For an sketch of the derivation of these equations, see the Appendix.

### Support Vector Machine

Support Vector Machine is a method for binary classification and it does so by defining a boundary that separates points from different classes.
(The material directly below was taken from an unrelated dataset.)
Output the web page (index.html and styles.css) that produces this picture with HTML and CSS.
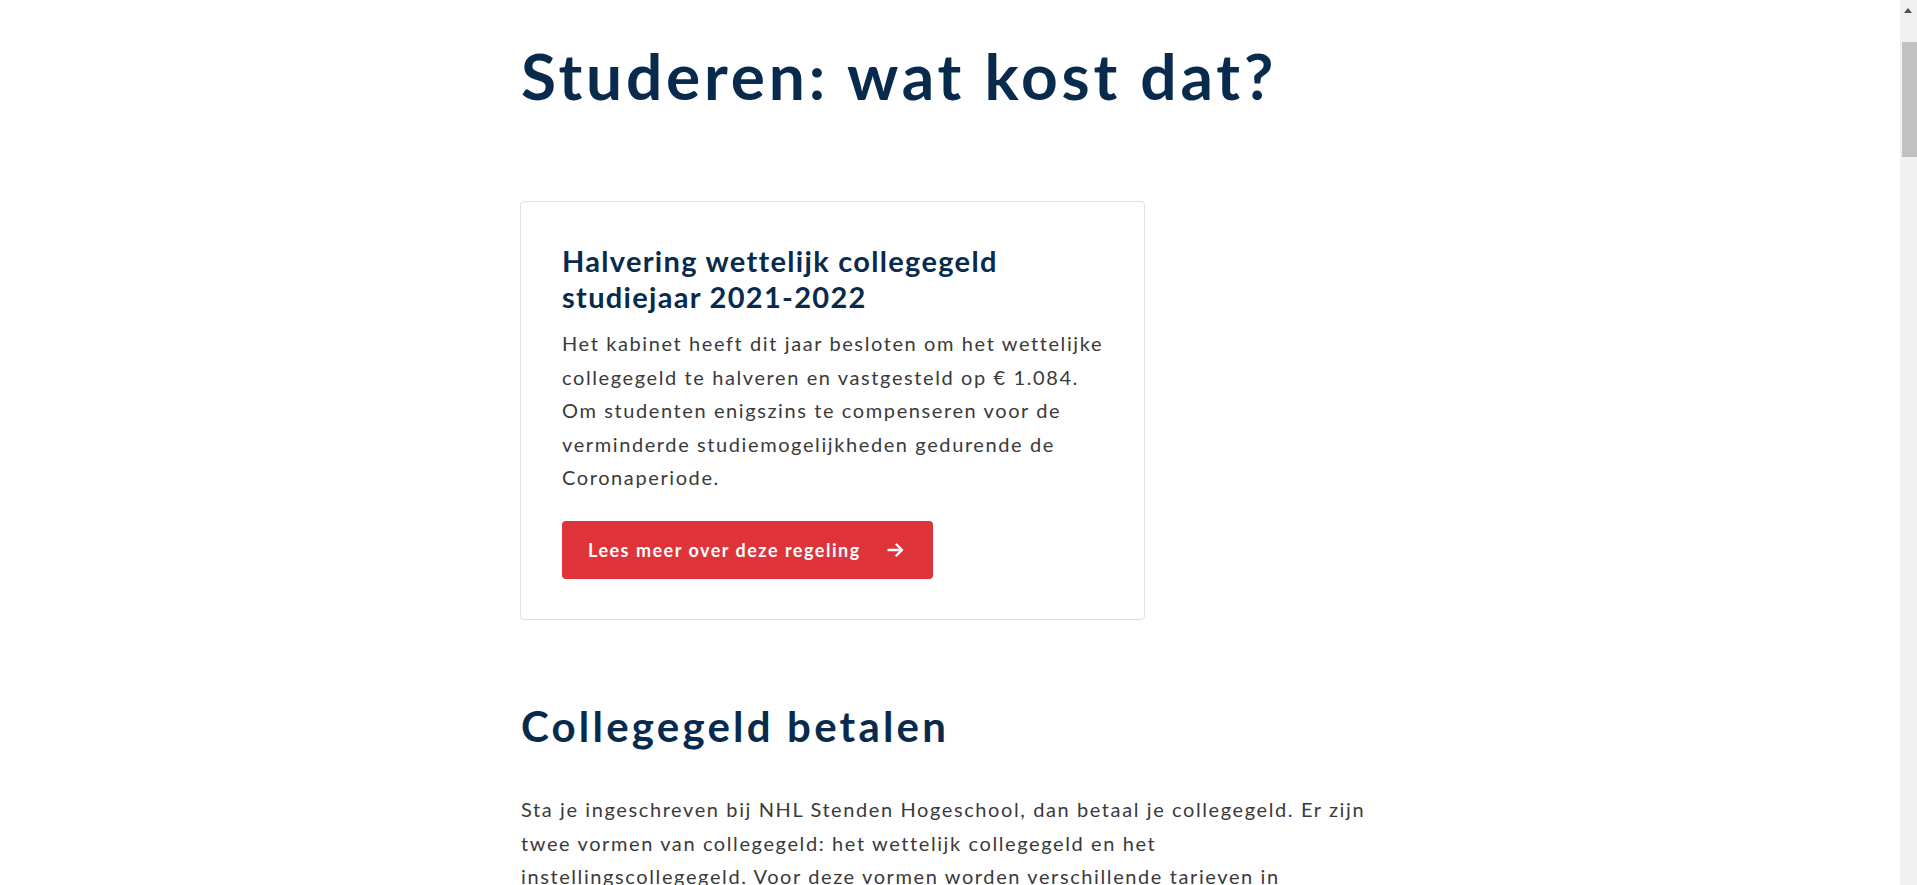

For this model, our labels are either $y \in \{-1, 1\}$ (as opposed to $y \in \{0, 1\})$.

In the simple case, where we want to perform a linear separation, it consists in finding a hyperplane that partitions the space in regions, one containing points with y=-1 and the other y=1; also, it tries to maximize the minimum distance from any point to this hyperplane.

Finding a separating hyperplane (Wikipedia)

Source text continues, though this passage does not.